Key features of dynamic programming:
  • Optimal Substructure: The overall problem can be solved by combining optimal solutions of smaller subproblems.
  • Subproblem Overlap: Subproblems share common solutions, and dynamic programming avoids recalculating solutions for each subproblem by storing and reusing already calculated results.
Fundamental steps in a dynamic programming algorithm:
  • Problem Definition: Formulate the problem in terms of smaller subproblems.
  • Subproblem Identification: Identify subproblems to be solved and combined to solve the overall problem.
  • Recursive Equation Definition: Develop a recursive equation that relates the solution of the original problem to the solutions of its subproblems.
  • Order of Solving: Determine the order in which the subproblems are solved to ensure that the necessary solutions are available when required.
  • Results Storage: Storing the results of solved subproblems in a data structure (often a table or matrix) for reuse.

 

Other types of algorithms

Encryption algorithms

Beyond the algorithms mentioned above, it is also essential to know about encryption algorithms, which convert the data in a file in such a way that it cannot be retrieved without the corresponding encryption key. These algorithms are the basis of online security.

 

Conclusion

In this blog post, we have explored a variety of algorithms used in machine learning and artificial intelligence. We have learned about algorithms such as Polynomial Regression, KNN, SVM, Regression Trees, Ridge and Lasso Regression, Neural Networks, as well as the Decision Tree Algorithm, Greedy Algorithms, Brute Force Algorithms, Backtracking Algorithms, and Dynamic Programming Algorithms.
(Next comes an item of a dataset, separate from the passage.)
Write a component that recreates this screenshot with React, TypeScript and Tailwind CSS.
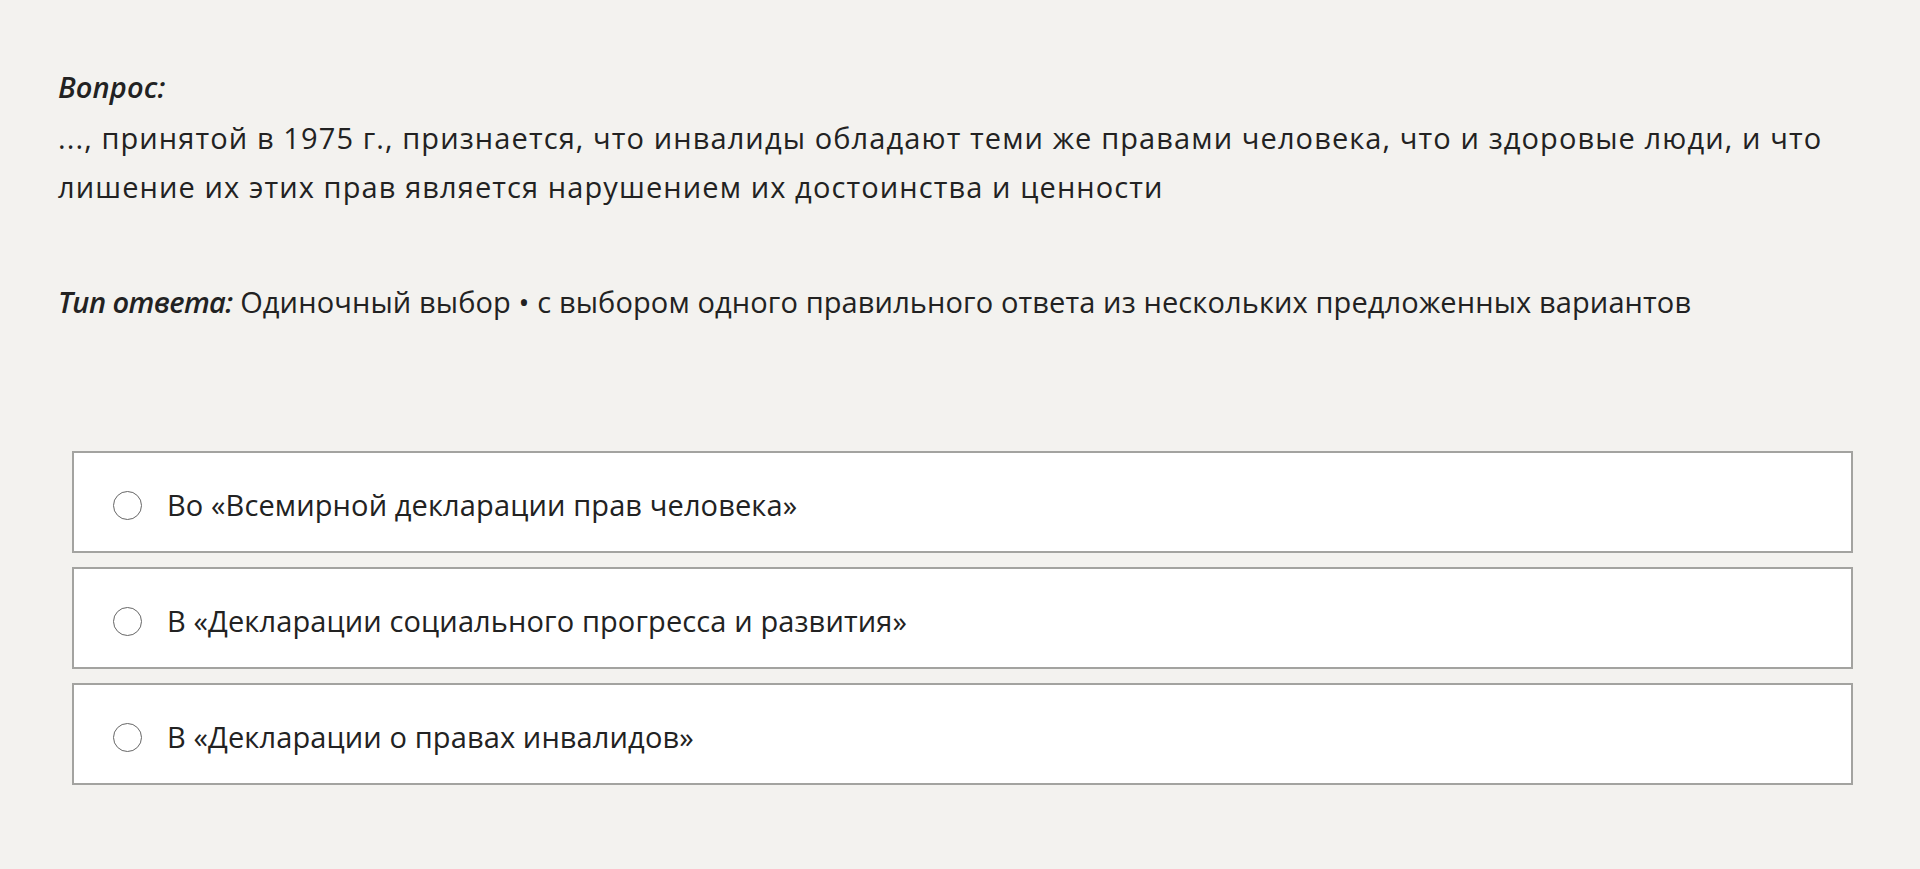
const options = [
  "Во «Всемирной декларации прав человека»",
  "В «Декларации социального прогресса и развития»",
  "В «Декларации о правах инвалидов»",
];

export default function App() {
  return (
    <div
      className="min-h-screen bg-[#f3f2ef] text-[#222222] pl-[58px] pr-[67px] pt-[62px] pb-10"
      style={{ fontFamily: '"Open Sans", "Noto Sans", sans-serif' }}
    >
      <div className="text-[29px] leading-[49px] tracking-[0.004em]">
        <div className="font-semibold italic mb-[2px]">Вопрос:</div>
        <p className="tracking-[0.038em]">
          ..., принятой в 1975 г., признается, что инвалиды обладают теми же правами человека, что и здоровые люди, и что
          <br />
          лишение их этих прав является нарушением их достоинства и ценности
        </p>
        <p className="mt-[66px]">
          <span className="font-semibold italic tracking-[-0.02em]">Тип ответа:</span> Одиночный выбор • с выбором одного правильного ответа из нескольких предложенных вариантов
        </p>
      </div>

      <div className="mt-[125px] ml-[14px] flex flex-col gap-[14px]">
        {options.map((o) => (
          <label
            key={o}
            className="h-[102px] bg-white border-2 border-[#a3a3a0] flex items-center pl-[39px] pt-[6px] cursor-pointer"
          >
            <span className="w-[29px] h-[29px] rounded-full border-[1.5px] border-[#666666] bg-white shrink-0" />
            <span className="ml-[25px] text-[29px] tracking-[0.004em]">{o}</span>
          </label>
        ))}
      </div>
    </div>
  );
}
Each of these algorithms has its own characteristics and specific applications. Additionally, we have mentioned the importance of encryption algorithms in online security. If you are interested in learning more about these algorithms and how they are applied in the real world, I encourage you to continue researching and delving into each of them. The world of artificial intelligence and machine learning is fascinating and constantly evolving, so don't get left behind!